HELSINKI (Reuters) - If Finland joined NATO it would lead to a serious crisis with neighboring Russia, a report commissioned by the Finnish government said on Friday.
Membership of the military alliance would strengthen Finland’s security but trigger a harsh reaction from the Kremlin, affecting trade between the countries, according to the report prepared for Prime Minister Juha Sipila’s center-right government.
Militarily-neutral Finland shares a 1,340 km-long border and difficult history with Russia, its former ruler.
The report gave no direct recommendation on whether Finland should seek membership, but said a joint Finnish-Swedish application would be a better strategic option than either Nordic country joining the alliance alone.
“This is a question of grand strategy,” Finnish Prime Minister Sipila told reporters on Friday.
“Small nations do not often change their basic foreign policy guidelines,” he said, adding that leeway was needed in case the security situation changed.
Only 22 percent of Finns support joining NATO, while 55 percent are opposed, a recent poll by public broadcaster YLE showed.
Finnish membership of NATO would double the length of the border between the alliance and Russia and increase the NATO presence in the Baltic Sea.

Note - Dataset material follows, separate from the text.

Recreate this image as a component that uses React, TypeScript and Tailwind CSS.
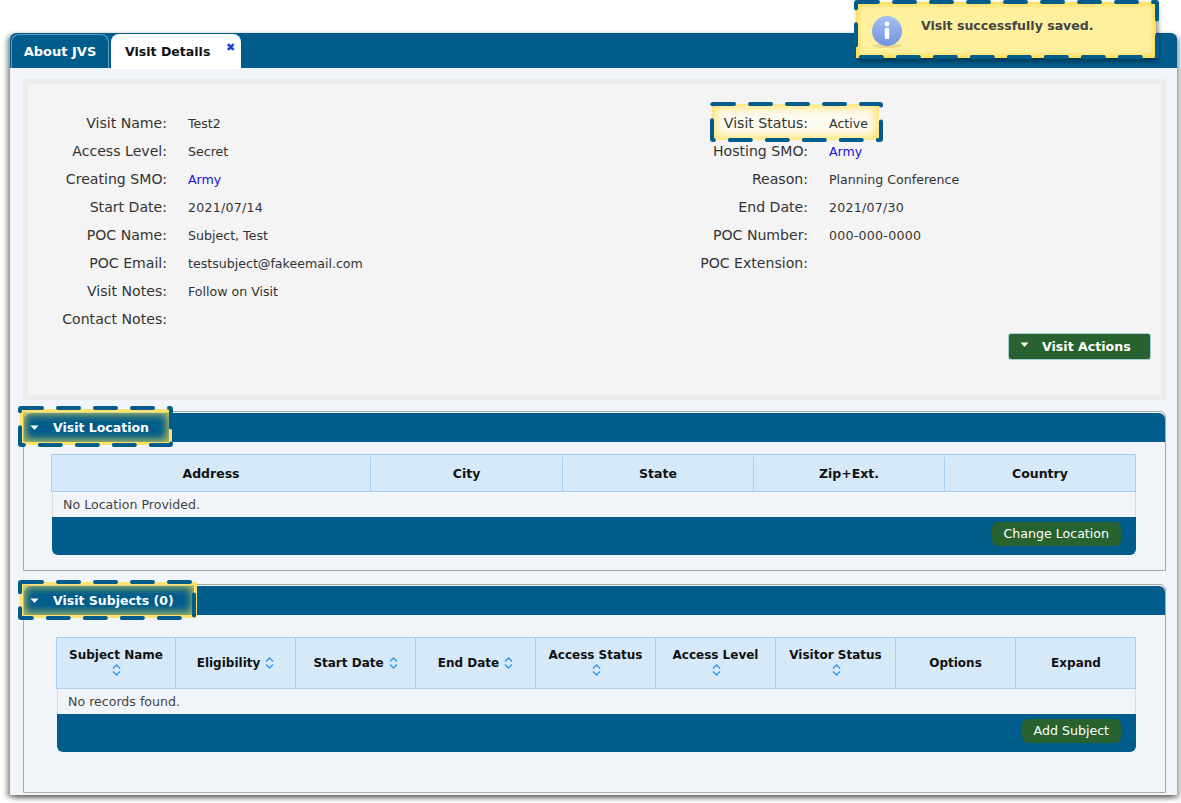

But without Sweden, Finland would be an isolated outpost which NATO would have difficulty defending, the report said.
Sipila said the governments of Finland and Sweden had promised not to “surprise each other” on the issue.
Nordic countries have stepped up military cooperation since Russia’s annexation of Crimea in 2014.
This month two Russian warplanes flew simulated attack passes near a U.S. destroyer in international waters in the Baltic, according to the U.S. military.
On Friday, Russian Foreign Minister Sergei Lavrov said in an interview that if Sweden joined NATO, Moscow would take “necessary military-technical measures”.
Sweden’s government has said it will not join the alliance, but four opposition parties want membership.
Finland won independence during Russia’s revolution of 1917 but nearly lost it fighting the Soviet Union in World War Two.
It kept close economic and political ties with the West during the Cold War but avoided confrontation with Moscow.